Return the listing below exactly, with the pictures dropped.

§ Given material
• • •

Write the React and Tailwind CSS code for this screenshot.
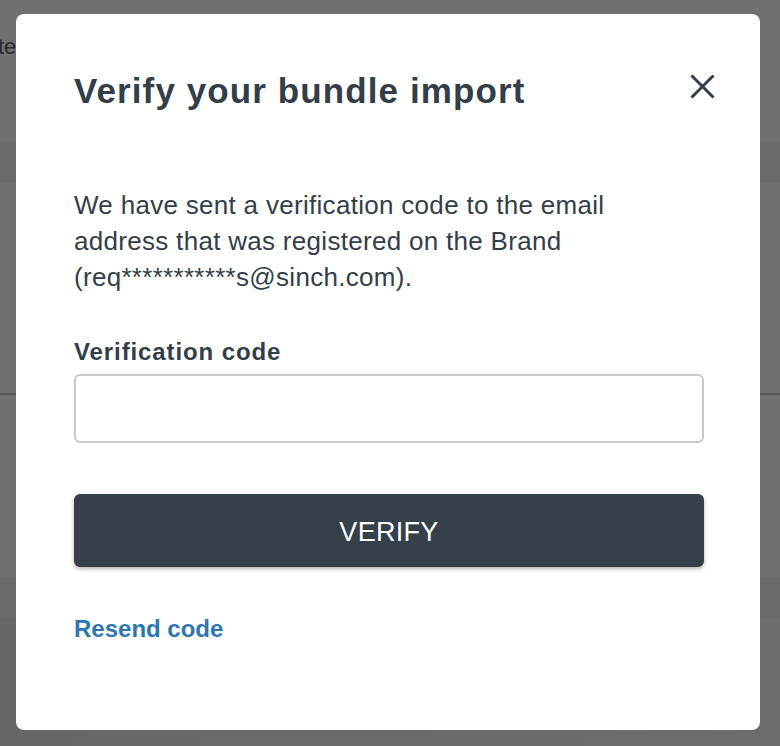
import React from 'react';

const font = { fontFamily: '"Liberation Sans", Arial, sans-serif' };

const App = () => {
  return (
    <div className="relative w-[780px] h-[746px] overflow-hidden bg-[#707070]" style={font}>
      {/* page behind the overlay */}
      <div className="flex flex-col">
        <div className="h-[142px] pt-[30px]">
          <span className="block -ml-[2px] text-[22px] text-[#2a2a2a]">te</span>
        </div>
        <div className="h-[41px] bg-[#6a6a6a]"></div>
        <div className="h-[210px]"></div>
        <div className="h-[2px] bg-[#585858]"></div>
        <div className="h-[183px]"></div>
        <div className="h-[40px] bg-[#6a6a6a]"></div>
        <div className="h-[128px] bg-gradient-to-r from-[#676767] to-[#6d6d6d]"></div>
      </div>

      {/* modal */}
      <div className="absolute left-[16px] top-[14px] w-[744px] h-[716px] bg-white rounded-[8px] pl-[58px] pr-[56px] pt-[55px]">
        <div className="flex items-start justify-between">
          <h1 className="text-[35px] font-bold text-[#333e48] leading-[44px] tracking-[1.1px]">Verify your bundle import</h1>
          <button className="mt-[5px] -mr-[11px] w-[25px] h-[25px] flex items-center justify-center text-[#333e48]">
            <svg width="25" height="25" viewBox="0 0 25 25" fill="none" stroke="currentColor" strokeWidth="3" strokeLinecap="butt">
              <line x1="1.5" y1="1.5" x2="23.5" y2="23.5" />
              <line x1="23.5" y1="1.5" x2="1.5" y2="23.5" />
            </svg>
          </button>
        </div>
        <p className="mt-[74px] max-w-[600px] text-[26px] leading-[36px] tracking-[0.3px] text-[#333e48]">
          We have sent a verification code to the email address that was registered on the Brand (req***********s@sinch.com).
        </p>
        <label className="block mt-[41px] text-[24px] font-bold leading-[32px] tracking-[0.9px] text-[#333e48]">Verification code</label>
        <input
          type="text"
          className="block mt-[6px] w-full h-[69px] border-2 border-[#c9c9c9] rounded-[6px] px-3 text-[24px] outline-none"
        />
        <button className="mt-[51px] w-full h-[73px] pt-[3px] bg-[#36404a] rounded-[6px] text-white text-[27px] tracking-[0.3px] shadow-[0_2px_4px_rgba(0,0,0,0.3)]">
          VERIFY
        </button>
        <a className="block mt-[46px] text-[24px] font-bold text-[#2e76b0] leading-[32px]">Resend code</a>
      </div>
    </div>
  );
};

export default App;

• • •

§ Response to the exercise
Write the React and Tailwind CSS code for this screenshot.
import React from 'react';

const font = { fontFamily: '"Liberation Sans", Arial, sans-serif' };

const App = () => {
  return (
    <div className="relative w-[780px] h-[746px] overflow-hidden bg-[#707070]" style={font}>
      {/* page behind the overlay */}
      <div className="flex flex-col">
        <div className="h-[142px] pt-[30px]">
          <span className="block -ml-[2px] text-[22px] text-[#2a2a2a]">te</span>
        </div>
        <div className="h-[41px] bg-[#6a6a6a]"></div>
        <div className="h-[210px]"></div>
        <div className="h-[2px] bg-[#585858]"></div>
        <div className="h-[183px]"></div>
        <div className="h-[40px] bg-[#6a6a6a]"></div>
        <div className="h-[128px] bg-gradient-to-r from-[#676767] to-[#6d6d6d]"></div>
      </div>

      {/* modal */}
      <div className="absolute left-[16px] top-[14px] w-[744px] h-[716px] bg-white rounded-[8px] pl-[58px] pr-[56px] pt-[55px]">
        <div className="flex items-start justify-between">
          <h1 className="text-[35px] font-bold text-[#333e48] leading-[44px] tracking-[1.1px]">Verify your bundle import</h1>
          <button className="mt-[5px] -mr-[11px] w-[25px] h-[25px] flex items-center justify-center text-[#333e48]">
            <svg width="25" height="25" viewBox="0 0 25 25" fill="none" stroke="currentColor" strokeWidth="3" strokeLinecap="butt">
              <line x1="1.5" y1="1.5" x2="23.5" y2="23.5" />
              <line x1="23.5" y1="1.5" x2="1.5" y2="23.5" />
            </svg>
          </button>
        </div>
        <p className="mt-[74px] max-w-[600px] text-[26px] leading-[36px] tracking-[0.3px] text-[#333e48]">
          We have sent a verification code to the email address that was registered on the Brand (req***********s@sinch.com).
        </p>
        <label className="block mt-[41px] text-[24px] font-bold leading-[32px] tracking-[0.9px] text-[#333e48]">Verification code</label>
        <input
          type="text"
          className="block mt-[6px] w-full h-[69px] border-2 border-[#c9c9c9] rounded-[6px] px-3 text-[24px] outline-none"
        />
        <button className="mt-[51px] w-full h-[73px] pt-[3px] bg-[#36404a] rounded-[6px] text-white text-[27px] tracking-[0.3px] shadow-[0_2px_4px_rgba(0,0,0,0.3)]">
          VERIFY
        </button>
        <a className="block mt-[46px] text-[24px] font-bold text-[#2e76b0] leading-[32px]">Resend code</a>
      </div>
    </div>
  );
};

export default App;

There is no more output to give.